His name was Marcelo; a Brazilian who grew up in the slums of Sao Paulo, and he was leaning out the window of that African train at five in the morning for the same reason that had brought me. We went to the dining car for breakfast and talked about stories and writing and Canada and Brazil and our dads. No, we didn’t fall in love. We haven’t kept in touch either, and no, I wouldn’t call what happened that morning an epiphany. But that moment does underline the personal philosophy that is behind all of my work: the best stories can cross borders and cultures and generations and unite people in ways they probably can’t imagine.

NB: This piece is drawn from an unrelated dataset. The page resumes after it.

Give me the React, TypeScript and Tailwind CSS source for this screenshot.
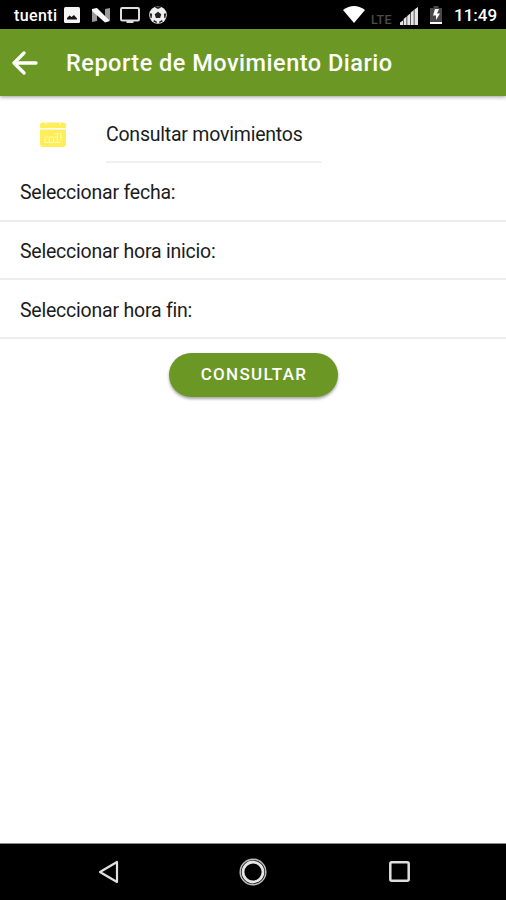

And in this era of post-ironic irony and media saturation, it’s a belief I hang on to tightly as I sit down to write my next script and pitch my next idea. Which brings me around to why I’m applying for a Disney Fellowship.
I’m looking for mentors and collaborators and co-conspirators who share the same passion for stories that I do, who can push me to improve my craft and work with me to make movies that will someday inspire some small-town kid on the other side of the world to get on a train and step outside of themselves to see the larger world.